このためには「いつ(When)、何が(What)、どれだけ(How much)、どこに・誰に(When/Who)」必要なのかという情報を把握して、一番効率的でムダのない計画を立て、実行する必要があります。また、状況や状態、人々の好み、使われ方の変化にあわせて、消費量も常に変動するため、いったんたてた計画も継続的に見直していくことが重要でしょう。そうすることで、ムダ(生産量・消費量)を最小限にしつつ、充足度・満足度(QoL)を最大限に保つことができます。

変化への継続的な対応は、常に最新の情報や状態をデジタルの形式でインターネット(Connected)を介してすぐに(伝わる速度)取得することから始まります。この時に収集する情報は機械やセンサーからの数値情報、カメラなどからの画像・動画、スマホ経由の情報など(伝播性)もあることでしょう。紙などのアナログ媒体では迅速かつ効率的に情報を収集することも処理することもできません。

収集した情報やデータは処理・加工を行い、情報の把握と今後「いつ(When)、何が(What)、どれだけ(How much)、どこに・誰に(When/Who)」必要かという計画(予想)を立てるのに使われます。この時、フィジカルな世界をバーチャル世界で再現したバーチャル空間(加工性・複製性)を使うことで人手ではできない数のアイデアやパターンの検証(限りない検証性)を行うことができます。
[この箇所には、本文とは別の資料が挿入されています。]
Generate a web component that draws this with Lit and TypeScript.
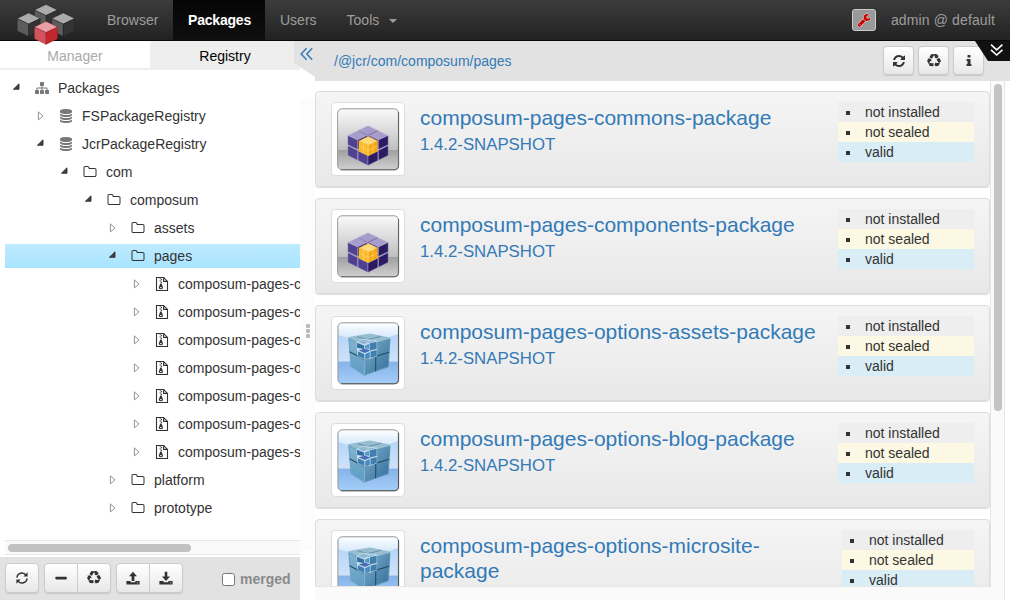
import { LitElement, html, css, svg } from "lit";
import { customElement } from "lit/decorators.js";
import { classMap } from "lit/directives/class-map.js";

const P = {
  refresh: "M1639 1056q0 5-1 7-64 268-268 434.5t-478 166.5q-146 0-282.5-55t-243.5-157l-129 129q-19 19-45 19t-45-19-19-45v-448q0-26 19-45t45-19h448q26 0 45 19t19 45-19 45l-137 137q71 66 161 102t187 36q134 0 250-65t186-179q11-17 53-117 8-23 30-23h192q13 0 22.5 9.5t9.5 22.5zm25-800v448q0 26-19 45t-45 19h-448q-26 0-45-19t-19-45 19-45l138-138q-148-137-349-137-134 0-250 65t-186 179q-11 17-53 117-8 23-30 23h-199q-13 0-22.5-9.5t-9.5-22.5v-7q65-268 270-434.5t480-166.5q146 0 284 55.5t245 156.5l130-129q19-19 45-19t45 19 19 45z",
  recycle: "M836 1169l-15 368-2 22-420-29q-36-3-67-31.5t-47-65.5q-11-27-14.5-55t4-65 12-55 21.5-64 19-53q78 12 509 28zm-387-586l180 379-147-92q-63 72-111.5 144.5t-72.5 125-39.5 94.5-18.5 63l-4 21-190-357q-17-26-18-56t6-47l8-18q35-63 114-188l-140-86zm1231 517l-188 359q-12 29-36.5 46.5t-43.5 20.5l-18 4q-71 7-219 12l8 164-230-367 211-362 7 173q170 16 283 5t170-33zm-785-924q-47 63-265 435l-317-187-19-12 225-356q20-31 60-45t80-10q24 2 48.5 12t42 21 41.5 33 36 34.5 36 39.5 32 35zm655 307l212 363q18 37 12.5 76t-27.5 74q-13 20-33 37t-38 28-48.5 22-47 16-51.5 14-46 12q-34-72-265-436l313-195zm-143-226l142-83-220 373-419-20 151-86q-34-89-75-166t-75.5-123.5-64.5-80-47-46.5l-17-13 405 1q31-3 58 10.5t39 28.5l11 15q39 61 112 190z",
  info: "M1216 1344v128q0 26-19 45t-45 19h-512q-26 0-45-19t-19-45v-128q0-26 19-45t45-19h64v-384h-64q-26 0-45-19t-19-45v-128q0-26 19-45t45-19h384q26 0 45 19t19 45v576h64q26 0 45 19t19 45zm-128-1152v192q0 26-19 45t-45 19h-256q-26 0-45-19t-19-45v-192q0-26 19-45t45-19h256q26 0 45 19t19 45z",
  sitemap: "M1792 1248v320q0 40-28 68t-68 28h-320q-40 0-68-28t-28-68v-320q0-40 28-68t68-28h96v-192h-512v192h96q40 0 68 28t28 68v320q0 40-28 68t-68 28h-320q-40 0-68-28t-28-68v-320q0-40 28-68t68-28h96v-192h-512v192h96q40 0 68 28t28 68v320q0 40-28 68t-68 28h-320q-40 0-68-28t-28-68v-320q0-40 28-68t68-28h96v-192q0-52 38-90t90-38h512v-192h-96q-40 0-68-28t-28-68v-320q0-40 28-68t68-28h320q40 0 68 28t28 68v320q0 40-28 68t-68 28h-96v192h512q52 0 90 38t38 90v192h96q40 0 68 28t28 68z",
  database: "M896 768q237 0 443-43t325-127v170q0 69-103 128t-280 93.5-385 34.5-385-34.5-280-93.5-103-128v-170q119 84 325 127t443 43zm0 768q237 0 443-43t325-127v170q0 69-103 128t-280 93.5-385 34.5-385-34.5-280-93.5-103-128v-170q119 84 325 127t443 43zm0-384q237 0 443-43t325-127v170q0 69-103 128t-280 93.5-385 34.5-385-34.5-280-93.5-103-128v-170q119 84 325 127t443 43zm0-1152q208 0 385 34.5t280 93.5 103 128v128q0 69-103 128t-280 93.5-385 34.5-385-34.5-280-93.5-103-128v-128q0-69 103-128t280-93.5 385-34.5z",
  folder: "M1600 1312v-704q0-40-28-68t-68-28h-704q-40 0-68-28t-28-68v-64q0-40-28-68t-68-28h-320q-40 0-68 28t-28 68v960q0 40 28 68t68 28h1216q40 0 68-28t28-68zm128-704v704q0 92-66 158t-158 66h-1216q-92 0-158-66t-66-158v-960q0-92 66-158t158-66h320q92 0 158 66t66 158v32h672q92 0 158 66t66 158z",
  wrench: "M448 1472q0-26-19-45t-45-19-45 19-19 45 19 45 45 19 45-19 19-45zm644-420l-682 682q-37 37-90 37-52 0-91-37l-106-108q-38-36-38-90 0-53 38-91l681-681q39 98 114.5 173.5t173.5 114.5zm634-435q0 39-23 106-47 134-164.5 217.5t-258.5 83.5q-185 0-316.5-131.5t-131.5-316.5 131.5-316.5 316.5-131.5q58 0 121.5 16.5t107.5 46.5q16 11 16 28t-16 28l-293 169v224l193 107q5-3 79-48.5t135.5-81 70.5-35.5q15 0 23.5 10t8.5 25z",
};

const fa = (name: keyof typeof P, size = 14) =>
  html`<svg width=${size} height=${size} viewBox="0 0 1792 1792" fill="currentColor"><path d=${P[name]}></path></svg>`;

const zipIcon = html`<svg width="14" height="16" viewBox="0 0 14 16" fill="none" stroke="currentColor" stroke-width="1.1">
  <path d="M1.5 1.5H8.6L12.5 5.4V14.5H1.5Z"></path><path d="M8.6 1.6V5.4H12.4"></path>
  <path d="M4.6 2.2h1.2M5.8 3.6h1.2M4.6 5h1.2M5.8 6.4h1.2" stroke-width="1.2"></path>
  <path d="M5.2 7.4h1.4L8 11.4a2.1 1.9 0 0 1-4.2 0Z" fill="currentColor" stroke="none"></path>
  <path d="M5 11.6h1.8" stroke="#fff" stroke-width=".9"></path></svg>`;

const syncThin = html`<svg width="14" height="14" viewBox="0 0 14 14" fill="none" stroke="currentColor" stroke-width="1.4">
  <path d="M1.9 6.6A5 5 0 0 1 11 4.2"></path><path d="M12.1 7.4A5 5 0 0 1 3 9.8"></path>
  <path d="M12.6 1.2V5.4H8.4ZM1.4 12.8V8.6H5.6Z" fill="currentColor" stroke="none"></path></svg>`;

const minusIcon = html`<svg width="14" height="14" viewBox="0 0 14 14" fill="currentColor"><rect x="1.4" y="5.8" width="11.4" height="2.8" rx=".8"></rect></svg>`;

const tray = svg`<path fill-rule="evenodd" d="M.4 10H4.6V11.2H9.4V10H13.6V13.4H.4ZM10.9 11.4v.9h1.2v-.9Z"></path>`;
const uploadIcon = html`<svg width="14" height="14" viewBox="0 0 14 14" fill="currentColor">${tray}<path d="M7 .8L11 5.3H8.4V10H5.6V5.3H3Z"></path></svg>`;
const downloadIcon = html`<svg width="14" height="14" viewBox="0 0 14 14" fill="currentColor">${tray}<path d="M7 10L3 5.6H5.7V.8H8.3V5.6H11Z"></path></svg>`;

/* Isometric cube: x/y is the top vertex, w the half width, q the quarter height, h the side height. */
const cube = (x: number, y: number, w: number, q: number, h: number, c: string[], edge = "none", sw = 0) => svg`
  <g stroke=${edge} stroke-width=${sw} stroke-linejoin="round">
    <path fill=${c[0]} d="M${x} ${y}l${w} ${q}l${-w} ${q}l${-w} ${-q}z"></path>
    <path fill=${c[1]} d="M${x - w} ${y + q}l${w} ${q}v${h}l${-w} ${-q}z"></path>
    <path fill=${c[2]} d="M${x + w} ${y + q}l${-w} ${q}v${h}l${w} ${-q}z"></path>
  </g>`;

const GREY = ["#ababab", "#5c5c5c", "#333"];
const logo = html`<svg width="60" height="44" viewBox="0 0 60 44">
  ${cube(30, 2.4, 11.5, 5.6, 12.4, GREY, "#1b1b1b", 0.4)}
  ${cube(12.7, 10.9, 11.5, 5.6, 12.4, GREY, "#1b1b1b", 0.4)}
  ${cube(47.3, 10.9, 11.5, 5.6, 12.4, GREY, "#1b1b1b", 0.4)}
  ${cube(30, 19.4, 11.5, 5.6, 11.8, ["#e8a0a6", "#cf545d", "#c1272d"], "#8a2026", 0.3)}
</svg>`;

const VIOLET = ["#a79dcb", "#4f4190", "#2c1b62"];
const GOLD = ["#ffd873", "#fdb827", "#f7a70f"];
const violetIcon = html`<svg class="pic" width="64" height="64" viewBox="0 0 64 64">
  <defs><linearGradient id="g" x1="0" y1="0" x2="0" y2="1">
    <stop offset="0" stop-color="#fafafa"></stop><stop offset=".67" stop-color="#bfbfbf"></stop>
    <stop offset=".68" stop-color="#a0a0a0"></stop><stop offset="1" stop-color="#d0d0d0"></stop></linearGradient></defs>
  <rect x="1.6" y="1.8" width="61" height="61" rx="4.5" fill="url(#g)" stroke="#999" stroke-width="1"></rect>
  <path d="M62.5 5V58.7a4 4 0 0 1-4 4H5" fill="none" stroke="#666" stroke-width="1.1"></path>
  ${cube(21.6, 33.8, 9.8, 4.8, 9.8, VIOLET, "#c4bddc", 0.4)}
  ${cube(42.4, 33.8, 9.8, 4.8, 9.8, VIOLET, "#c4bddc", 0.4)}
  ${cube(32, 39, 9.8, 4.8, 9.8, VIOLET, "#c4bddc", 0.4)}
  ${cube(32, 18.8, 9.6, 4.5, 9.6, VIOLET, "#c4bddc", 0.4)}
  ${cube(21.6, 23.8, 9.8, 4.6, 9.4, VIOLET, "#c4bddc", 0.4)}
  ${cube(42.4, 23.8, 9.8, 4.6, 9.4, VIOLET, "#c4bddc", 0.4)}
  ${cube(32.2, 29.4, 9.3, 4.6, 10.2, GOLD, "#ffc84a", 0.4)}
  <path d="M27.5 31.7l9.4 4.6M36.9 31.7l-9.4 4.6v10M36.9 36.3v10M22.9 39l9.3 4.6l9.3-4.6M32.2 38.6v10" fill="none" stroke="#ffe49a" stroke-width=".6" opacity=".8"></path>
</svg>`;

const blueIcon = html`<svg class="pic" width="64" height="64" viewBox="0 0 64 64">
  <defs>
    <linearGradient id="b" x1="0" y1="0" x2="0" y2="1"><stop offset="0" stop-color="#a9cff8"></stop><stop offset=".63" stop-color="#cfe2f8"></stop><stop offset=".64" stop-color="#86b3ea"></stop><stop offset="1" stop-color="#a4cdf8"></stop></linearGradient>
    <linearGradient id="s" x1="0" y1="0" x2="0" y2="1"><stop offset="0" stop-color="#fff"></stop><stop offset="1" stop-color="#dfeefd" stop-opacity=".7"></stop></linearGradient>
    <linearGradient id="l" x1="0" y1="0" x2="0" y2="1"><stop offset="0" stop-color="#86b3cf"></stop><stop offset="1" stop-color="#5b9bc4"></stop></linearGradient>
    <linearGradient id="r" x1="0" y1="0" x2="1" y2="1"><stop offset="0" stop-color="#7fb0cd"></stop><stop offset="1" stop-color="#2f6b98"></stop></linearGradient>
  </defs>
  <rect x="1.9" y="1.8" width="60.7" height="61" rx="4.5" fill="url(#b)"></rect>
  <path d="M2.4 6a4 4 0 0 1 4-4H58a4 4 0 0 1 4 4V13Q32 25 2.4 14Z" fill="url(#s)"></path>
  <rect x="1.9" y="1.8" width="60.7" height="61" rx="4.5" fill="none" stroke="#999" stroke-width="1"></rect>
  <path d="M62.5 5V58.7a4 4 0 0 1-4 4H5" fill="none" stroke="#555" stroke-width="1.1"></path>
  <g stroke-linejoin="round">
    <path d="M13 17L34 13.4L53.5 17.4L28.3 25Z" fill="#98bdd0" stroke="#98bdd0" stroke-width="2"></path>
    <path d="M13 18L28.3 25.5V54L15.2 45.5Z" fill="url(#l)" stroke="#6fa5c5" stroke-width="1.4"></path>
    <path d="M28.3 25.5L53.8 18.4L52.2 45.6L28.3 54Z" fill="url(#r)" stroke="#5b93b5" stroke-width="1.2"></path>
    <path d="M13.6 30.8L28.3 38.6L53.2 31.2M40 21.6L39.6 50.2" fill="none" stroke="#1f4f60" stroke-width="1.1"></path>
    <path d="M28.3 39V54" fill="none" stroke="#8fc0dc" stroke-width=".8"></path>
    <path d="M21.5 15.8L41 21M23 20.6L45 15.4" fill="none" stroke="#55899f" stroke-width=".8"></path>
  </g>
  <path d="M20.4 21L27 17.8L41.2 19.8V35.2L34.5 37.8L28.8 38.8L21.6 35.4Z" fill="#cfe3f0"></path>
  <g fill="#3f80b1">
    <path d="M20.9 21.8L28 24.4V28L21.3 27Z" fill="#326fa2"></path>
    <path d="M33.7 22.2L40.7 20.8V28L33.7 29.4Z"></path>
    <path d="M28.8 24.4L33.2 22.8V28L28.8 27.2Z" fill="#5a97c2"></path>
    <path d="M21.6 20.9L26.6 18.6L33 19.8L28.2 23.4Z" fill="#8fb9d3"></path>
    <path d="M29.6 22.7L34 19.6L40.2 20.2L33.6 21.8Z" fill="#8fb9d3"></path>
    <path d="M22.6 29.4L28.6 27.6L34.6 29.4L29 32Z" fill="#4a6dba"></path>
    <path d="M21.8 30.2L28.4 33V38L22 35.2Z"></path>
    <path d="M29.2 33L33.8 31V37.2L29.2 38.2Z" fill="#4a8bbd"></path>
    <path d="M34.5 30.4L40.8 28.9V35L34.5 37Z"></path>
  </g>
</svg>`;

type Node = { level: number; open: boolean; icon: string; text: string; on?: boolean };
const NODES: Node[] = [
  { level: 0, open: true, icon: "sitemap", text: "Packages" },
  { level: 1, open: false, icon: "database", text: "FSPackageRegistry" },
  { level: 1, open: true, icon: "database", text: "JcrPackageRegistry" },
  { level: 2, open: true, icon: "folder", text: "com" },
  { level: 3, open: true, icon: "folder", text: "composum" },
  { level: 4, open: false, icon: "folder", text: "assets" },
  { level: 4, open: true, icon: "folder", text: "pages", on: true },
  ...["commons", "components", "options-assets", "options-blog", "options-microsite", "options-prototype", "stage"].map((n) => ({
    level: 5, open: false, icon: "zip", text: `composum-pages-${n}-package`,
  })),
  { level: 4, open: false, icon: "folder", text: "platform" },
  { level: 4, open: false, icon: "folder", text: "prototype" },
];

@customElement("package-tree")
class PackageTree extends LitElement {
  static styles = css`
    :host { display: flex; flex-direction: column; gap: 4px; padding: 6px 0 0 5px; overflow: hidden; flex: 1; min-height: 0; box-sizing: border-box; }
    .row { display: flex; align-items: center; height: 24px; flex: none; white-space: nowrap; box-sizing: border-box; }
    .on { background: linear-gradient(#beebff, #a8e4ff); }
    .arrow { width: 8px; height: 10px; flex: none; margin-left: 7px; }
    .ico { width: 16px; height: 16px; margin-left: 14px; flex: none; display: flex; align-items: center; justify-content: center; color: #333; }
    .grey { color: #777; }
    .label { margin-left: 8px; }
  `;
  render() {
    return NODES.map((n) => html`
      <div class=${classMap({ row: true, on: !!n.on })} style="padding-left:${n.level * 24}px">
        <svg class="arrow" viewBox="0 0 8 10">${n.open
          ? svg`<path d="M7 .8V6.3H1.4Z" fill="#444" stroke="#222" stroke-width=".8"></path>`
          : svg`<path d="M2.4 .9V8.9L7 4.9Z" fill="#fff" stroke="#888" stroke-width=".9"></path>`}</svg>
        <span class=${classMap({ ico: true, grey: n.level < 2 })}>${n.icon === "zip" ? zipIcon : fa(n.icon as keyof typeof P)}</span>
        <span class="label">${n.text}</span>
      </div>`);
  }
}

@customElement("package-card")
class PackageCard extends LitElement {
  static properties = { name: {}, kind: {}, narrow: { type: Boolean } };
  declare name: string;
  declare kind: string;
  declare narrow: boolean;
  static styles = css`
    :host { display: flex; align-items: flex-start; box-sizing: border-box; min-height: 96px; flex: none; padding: 10px 15px; border: 1px solid #dcdcdc; border-radius: 4px; background: linear-gradient(#f5f5f5, #e8e8e8); box-shadow: 0 1px 1px rgba(0, 0, 0, .14); }
    .thumb { flex: none; padding: 4px; border: 1px solid #ddd; border-radius: 4px; background: #fff; }
    .pic { display: block; }
    .text { flex: 1; min-width: 0; margin: 3px 15px 0; color: #337ab7; }
    .title { font-size: 21px; line-height: 25px; }
    .version { font-size: 16.8px; line-height: 20px; margin-top: 5px; }
    .states { flex: none; width: 136px; }
    .narrow { width: 132px; }
    .state { display: flex; align-items: center; height: 20px; padding-left: 8px; gap: 15px; }
    .state::before { content: ""; width: 4px; height: 4px; background: #333; margin-top: 2px; }
    .a { background: #eee; }
    .b { background: #fcf8e3; }
    .c { background: #d9edf7; }
  `;
  render() {
    return html`
      <div class="thumb">${this.kind === "violet" ? violetIcon : blueIcon}</div>
      <div class="text"><div class="title">${this.name}</div><div class="version">1.4.2-SNAPSHOT</div></div>
      <div class=${classMap({ states: true, narrow: this.narrow })}>
        <div class="state a">not installed</div><div class="state b">not sealed</div><div class="state c">valid</div>
      </div>`;
  }
}

@customElement("app-root")
class AppRoot extends LitElement {
  static styles = css`
    :host { display: flex; flex-direction: column; width: 1010px; height: 600px; overflow: hidden; background: #fff; color: #333; font: 14px/20px "Liberation Sans", Arial, sans-serif; position: relative; }
    svg { display: block; }
    .nav { display: flex; align-items: stretch; height: 41px; flex: none; box-sizing: border-box; border-bottom: 1px solid #080808; background: linear-gradient(#3c3c3c, #222); color: #9d9d9d; padding-left: 92px; }
    .brand { position: absolute; left: 16px; top: 2px; }
    .item { padding: 10px 15px; }
    .first { width: 81px; box-sizing: border-box; padding-right: 0; }
    .active { background: linear-gradient(#050505, #0f0f0f); color: #fff; font-weight: bold; width: 92px; padding-right: 0; box-sizing: border-box; letter-spacing: -.2px; }
    .tools { display: flex; align-items: center; gap: 10px; }
    .caret { border: 4px solid transparent; border-top-color: #9d9d9d; border-bottom: 0; margin-top: 2px; }
    .spacer { flex: 1; }
    .wrench { align-self: center; width: 24px; height: 22px; box-sizing: border-box; border: 1px solid #ccc; border-radius: 3px; background: #999; display: flex; align-items: center; justify-content: center; color: #c00; }
    .wrench path { stroke: #ddd; stroke-width: 130; paint-order: stroke; }
    .user { padding: 10px 15px 10px; letter-spacing: .13px; }
    .main { display: flex; flex: 1; min-height: 0; }
    .left { width: 300px; display: flex; flex-direction: column; flex: none; }
    .tabs { display: flex; height: 29px; flex: none; text-align: center; line-height: 30px; }
    .tab { width: 150px; box-sizing: border-box; color: #aaa; border-bottom: 2px solid #eee; }
    .sel { background: #eee; color: #000; }
    .hbar { height: 15px; box-sizing: border-box; margin: 0 0 2px 5px; border: solid #e8e8e8; border-width: 1px 0; background: #fafafa; padding: 3px; flex: none; }
    .hthumb { width: 183px; height: 8px; border-radius: 4px; background: #c1c1c1; }
    .actions { height: 43px; flex: none; box-sizing: border-box; background: #e2e2e2; display: flex; align-items: center; padding: 0 0 1px 5px; gap: 5px; }
    .group { display: flex; border: 1px solid #ccc; border-radius: 4px; background: linear-gradient(#fff, #e8e8e8); box-shadow: 0 1px 1px rgba(0, 0, 0, .12); }
    .btn { height: 28px; width: 32px; display: flex; align-items: center; justify-content: center; }
    .btn + .btn { border-left: 1px solid #ccc; }
    .check { width: 13px; height: 13px; box-sizing: border-box; border: 1px solid #767676; border-radius: 2.5px; background: #fff; margin: 2px 0 0 34px; }
    .merged { font-weight: bold; color: #8a8a8a; margin-top: 2px; }
    .split { width: 15px; flex: none; display: flex; flex-direction: column; background: linear-gradient(#fff 58px, #fcfcfc 58px 509px, #fff 509px); align-items: center; justify-content: center; gap: 1px; box-sizing: border-box; padding-top: 21px; }
    .dot { width: 4px; height: 4px; background: #bbb; border-radius: 1px; }
    .right { flex: 1; display: flex; flex-direction: column; min-width: 0; }
    .bar { height: 40px; background: #e2e2e2; flex: none; display: flex; align-items: center; gap: 4px; padding: 0 26px 1px 19px; box-sizing: border-box; }
    .path { flex: 1; color: #337ab7; padding-top: 1px; }
    .bar .btn { width: 29px; height: 27px; }
    .body { flex: 1; min-height: 0; display: flex; margin-right: 5px; border-right: 1px solid #e8e8e8; background: #fafafa; }
    .cards { width: 676px; height: 506px; box-sizing: border-box; border: solid #e6e6e6; border-width: 0 1px 1px 0; overflow: hidden; display: flex; flex-direction: column; gap: 11px; padding-top: 10px; background: #fff; }
    .vbar { flex: 1; padding: 3px 0 0 3px; }
    .vthumb { width: 8px; height: 327px; border-radius: 4px; background: #c4c4c4; }
    .flap { position: absolute; left: 294px; top: 41px; }
    .corner { position: absolute; right: 0; top: 41px; }
  `;
  render() {
    return html`
      <div class="nav">
        <div class="item first">Browser</div><div class="item active">Packages</div><div class="item">Users</div>
        <div class="item tools">Tools<span class="caret"></span></div>
        <div class="spacer"></div>
        <div class="wrench">${fa("wrench", 14)}</div><div class="user">admin @ default</div>
      </div>
      <div class="main">
        <div class="left">
          <div class="tabs"><div class="tab">Manager</div><div class="tab sel">Registry</div></div>
          <package-tree></package-tree>
          <div class="hbar"><div class="hthumb"></div></div>
          <div class="actions">
            <div class="group"><div class="btn">${syncThin}</div></div>
            <div class="group"><div class="btn">${minusIcon}</div><div class="btn">${fa("recycle")}</div></div>
            <div class="group"><div class="btn">${uploadIcon}</div><div class="btn">${downloadIcon}</div></div>
            <span class="check"></span><span class="merged">merged</span>
          </div>
        </div>
        <div class="split"><i class="dot"></i><i class="dot"></i><i class="dot"></i></div>
        <div class="right">
          <div class="bar">
            <div class="path">/@jcr/com/composum/pages</div>
            <div class="group"><div class="btn">${fa("refresh")}</div></div>
            <div class="group"><div class="btn">${fa("recycle")}</div></div>
            <div class="group"><div class="btn">${fa("info")}</div></div>
          </div>
          <div class="body">
            <div class="cards">
              <package-card name="composum-pages-commons-package" kind="violet"></package-card>
              <package-card name="composum-pages-components-package" kind="violet"></package-card>
              <package-card name="composum-pages-options-assets-package" kind="blue"></package-card>
              <package-card name="composum-pages-options-blog-package" kind="blue"></package-card>
              <package-card name="composum-pages-options-microsite-package" kind="blue" narrow></package-card>
            </div>
            <div class="vbar"><div class="vthumb"></div></div>
          </div>
        </div>
      </div>
      <svg class="flap" width="21" height="40" viewBox="0 0 21 40"><path d="M0 0H21V36L0 22Z" fill="#e2e2e2"></path>
        <path d="M12.6 7.2L7.2 13L12.6 18.8M18.2 7.2L12.8 13L18.2 18.8" fill="none" stroke="#337ab7" stroke-width="1.5"></path></svg>
      <svg class="corner" width="35" height="20" viewBox="0 0 35 20"><path d="M0 0H35V20H13Z" fill="#111"></path>
        <path d="M16 3.6L21.7 8.8L27.4 3.6M16 8.8L21.7 14L27.4 8.8" fill="none" stroke="#fff" stroke-width="1.6"></path></svg>
      <div class="brand">${logo}</div>`;
  }
}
一人ひとりの人間や企業などの単位で計画を立てる訳ですがその時には人工知能をベースとする仕組みを使うことにより、一人ひとりのニーズに的確に応えること(Contextual)が可能となります。

その後、立てられた計画(予想)を元に実行をしていきます。このサイクルを繰り返していくことにより、より個々の好みや傾向、状況変動による変化などをより正確に把握してニーズにより的確にかつ継続的に対応していくこと(Continuous)ができます。

また、この4つのCsの考え方を製品・サービスのライフサイクル全体、さらには社会全体で回していくこと(Circular)により全体としてムダを最小限に抑えながら、利用者・最終消費者の充足度・満足度を最大化していく最適化社会を実現していくことができます。

「デジタル・バーチャルx4Cs=最適化社会」の考え方を食料問題に適用していくのはもちろん容易ではありません。そもそも食料消費や食品ロスに関する意識や行動を考えていくなど、仕組み以外で問題を解決するアプローチと組み合わせることが必須です。その上で、この食料問題(SDG12)をデジタル・バーチャルx4Csで解決することができれば、関連する飢餓問題(SDG2)や食料生産に関わる水問題(SDG6)なども(部分的とは言え)同時に解決できる可能性を秘めています。そういった意味では世の中(地球や経済など)とそれを構成する要素がどう連動した仕組み(システム)として動いているのかをきちんと把握して、影響対象・影響度合いを見極めながら最適化を行っていく必要があります。

この最適化社会を実現するためにはテクノロジーは不可欠な要素です。当社の理念・ビジョンはまさにこの最適化社会を念頭に置いたものになっており、次回は当社の理念・ビジョンについて、次回に理念・ビジョンを実現するテクノロジー概要について紹介する予定です。


(参考・備考)

*1:もったいない!食べられるのに捨てられる「食品ロス」を減らそう
https://www.gov-online.go.jp/useful/article/201303/4.html

*2:Global Demand for Food Is Rising. Can We Meet It?